Today’s Scripture Reading (August 13,
2012): Numbers 20
I love the
argument over the phrase that “the wages (or the penalty) of sin is death.” I
love it because it is both a great discussion over what the meaning of the
words actually is and because sometimes it involves the lunatic fringe of
Christian culture – and I actually love the lunatic fringe. In reality, it is
the ones on the edges of culture that sometimes remind us of a truth that we
have either evaded or forgotten. Those that gather on the street corners with
their placards, the very ones who embarrass a lot of those of us who identify
with Christ actually have a purpose in our culture. The message that they speak
so bluntly is sometimes one that we need to here.
Is the end
near? Of course it is. Although cosmologically speaking the definition of near
might be a little different from what many of us believe that the word should
mean. All of our philosophies and all of our scientific knowledge agree that
everything that we see is ultimately temporary – none of it is going to last
forever. At some point our sun will go supernova – at some point the universe
will collapse back in on itself. And all of this as far as the human race is
concerned is only a concern if we do not poison our own world first. The end is
coming. And it is near – or far - depending on your point of view.
And the
wages of sin is death. We make the comment, but then we explain it a way. The
wages of sin is death – and maybe by that we mean spiritual death or a death of
the soul. Maybe it is the death of our dreams (I cannot imagine a scarier type
of death.) But we write off the possibility that it might just mean physical death,
because we all sin and yet we seem to be still alive.
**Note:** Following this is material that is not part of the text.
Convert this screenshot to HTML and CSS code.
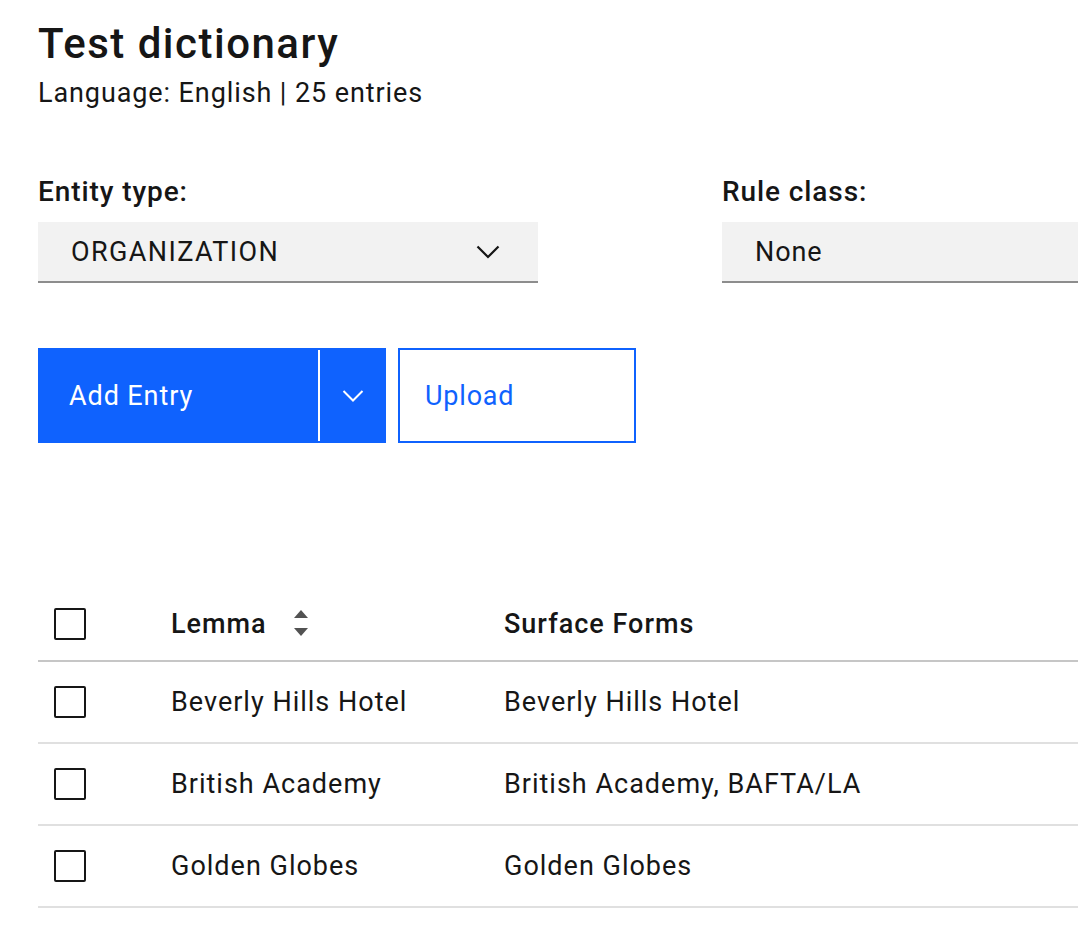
FILE: index.html
```html
<!DOCTYPE html>
<html lang="en">
<head>
<meta charset="utf-8">
<title>Test dictionary</title>
<link rel="stylesheet" href="styles.css">
</head>
<body>
<main class="page">
  <header class="page-header">
    <h1 class="title">Test dictionary</h1>
    <p class="subtitle">Language: English | 25 entries</p>
  </header>

  <section class="filters">
    <div class="field field-entity">
      <label class="field-label">Entity type:</label>
      <div class="select">
        <span class="select-value">ORGANIZATION</span>
        <svg class="select-chevron" width="24" height="14" viewBox="0 0 24 14" aria-hidden="true">
          <path d="M1.5 1.5 L12 12 L22.5 1.5" fill="none" stroke="#161616" stroke-width="2.2"/>
        </svg>
      </div>
    </div>
    <div class="field field-rule">
      <label class="field-label">Rule class:</label>
      <div class="select">
        <span class="select-value">None</span>
      </div>
    </div>
  </section>

  <section class="actions">
    <div class="split-button">
      <button class="btn-primary">Add Entry</button>
      <span class="split-divider"></span>
      <button class="btn-primary btn-caret" aria-label="More">
        <svg width="22" height="12" viewBox="0 0 22 12" aria-hidden="true">
          <path d="M1.5 1 L11 10.5 L20.5 1" fill="none" stroke="#ffffff" stroke-width="2"/>
        </svg>
      </button>
    </div>
    <button class="btn-tertiary">Upload</button>
  </section>

  <section class="table">
    <div class="row row-head">
      <div class="cell cell-check"><span class="checkbox"></span></div>
      <div class="cell cell-lemma">
        <span>Lemma</span>
        <svg class="sort-icon" width="16" height="28" viewBox="0 0 16 28" aria-hidden="true">
          <polygon points="8,0 15,8 1,8" fill="#525252"/>
          <polygon points="1,18 15,18 8,26" fill="#525252"/>
        </svg>
      </div>
      <div class="cell cell-forms">Surface Forms</div>
    </div>
    <div class="row">
      <div class="cell cell-check"><span class="checkbox"></span></div>
      <div class="cell cell-lemma">Beverly Hills Hotel</div>
      <div class="cell cell-forms">Beverly Hills Hotel</div>
    </div>
    <div class="row">
      <div class="cell cell-check"><span class="checkbox"></span></div>
      <div class="cell cell-lemma">British Academy</div>
      <div class="cell cell-forms">British Academy, BAFTA/LA</div>
    </div>
    <div class="row">
      <div class="cell cell-check"><span class="checkbox"></span></div>
      <div class="cell cell-lemma">Golden Globes</div>
      <div class="cell cell-forms">Golden Globes</div>
    </div>
  </section>
</main>
</body>
</html>
```

FILE: styles.css
```css
html, body {
  margin: 0;
  padding: 0;
  background: #ffffff;
  overflow: hidden;
}

body {
  font-family: Roboto, "Noto Sans", "Liberation Sans", sans-serif;
  color: #161616;
}

.page {
  padding: 18px 0 0 38px;
  width: 100%;
  box-sizing: border-box;
}

.title {
  margin: 0;
  font-size: 42px;
  font-weight: 500;
  line-height: 52px;
  letter-spacing: 1.5px;
}

.subtitle {
  margin: 3px 0 0;
  font-size: 27px;
  line-height: 40px;
  font-weight: 400;
  letter-spacing: 0.9px;
}

.filters {
  display: grid;
  grid-template-columns: 500px 1fr;
  column-gap: 184px;
  margin-top: 62px;
}

.field {
  display: flex;
  flex-direction: column;
}

.field-label {
  font-size: 28px;
  font-weight: 500;
  line-height: 34px;
  letter-spacing: 0.9px;
  margin-bottom: 13px;
}

.select {
  height: 61px;
  box-sizing: border-box;
  background: #f2f2f2;
  border-bottom: 2px solid #8d8d8d;
  display: flex;
  align-items: center;
  justify-content: space-between;
  padding: 0 38px 0 33px;
}

.select-value {
  font-size: 27px;
  letter-spacing: 1.4px;
}

.field-rule .select-value {
  letter-spacing: 0.9px;
}

.actions {
  display: flex;
  gap: 12px;
  margin-top: 65px;
}

.split-button {
  display: flex;
  background: #0f62fe;
  height: 95px;
}

.btn-primary {
  border: 0;
  background: #0f62fe;
  color: #ffffff;
  font-family: inherit;
  font-size: 27px;
  letter-spacing: 0.9px;
  text-align: left;
  padding: 0 0 0 31px;
  width: 280px;
  height: 95px;
}

.split-divider {
  width: 2px;
  background: #ffffff;
  margin: 2px 0;
}

.btn-caret {
  width: 66px;
  padding: 0;
  text-align: center;
  display: flex;
  align-items: center;
  justify-content: center;
}

.btn-tertiary {
  width: 238px;
  height: 95px;
  border: 2px solid #0f62fe;
  background: #ffffff;
  color: #0f62fe;
  font-family: inherit;
  font-size: 27px;
  letter-spacing: 0.8px;
  text-align: left;
  padding: 0 0 0 25px;
}

.table {
  margin-top: 145px;
}

.row {
  display: grid;
  grid-template-columns: 117px 333px 1fr;
  height: 82px;
  border-bottom: 2px solid #e0e0e0;
  box-sizing: border-box;
  align-items: center;
  font-size: 27px;
  letter-spacing: 1px;
}

.row-head {
  height: 74px;
  border-bottom: 2px solid #c6c6c6;
  font-weight: 500;
}

.cell {
  padding-left: 16px;
  display: flex;
  align-items: center;
}

.checkbox {
  display: block;
  width: 32px;
  height: 32px;
  box-sizing: border-box;
  border: 2.5px solid #161616;
  border-radius: 2px;
}

.sort-icon {
  margin-left: 26px;
}
```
If the wages of sin is
physical death, then we all should have already died (and as Scrooge would say –
have decreased the surplus population.)
But ...
sometimes the “wages of sin is death” means exactly what all those placards say
it means – physical death. God asked for Aaron’s life, and the outstanding
reason was sin. Because of sin Aaron died. It is not always that way, but
sometimes it is. And there is no way to get away from that “sometimes.”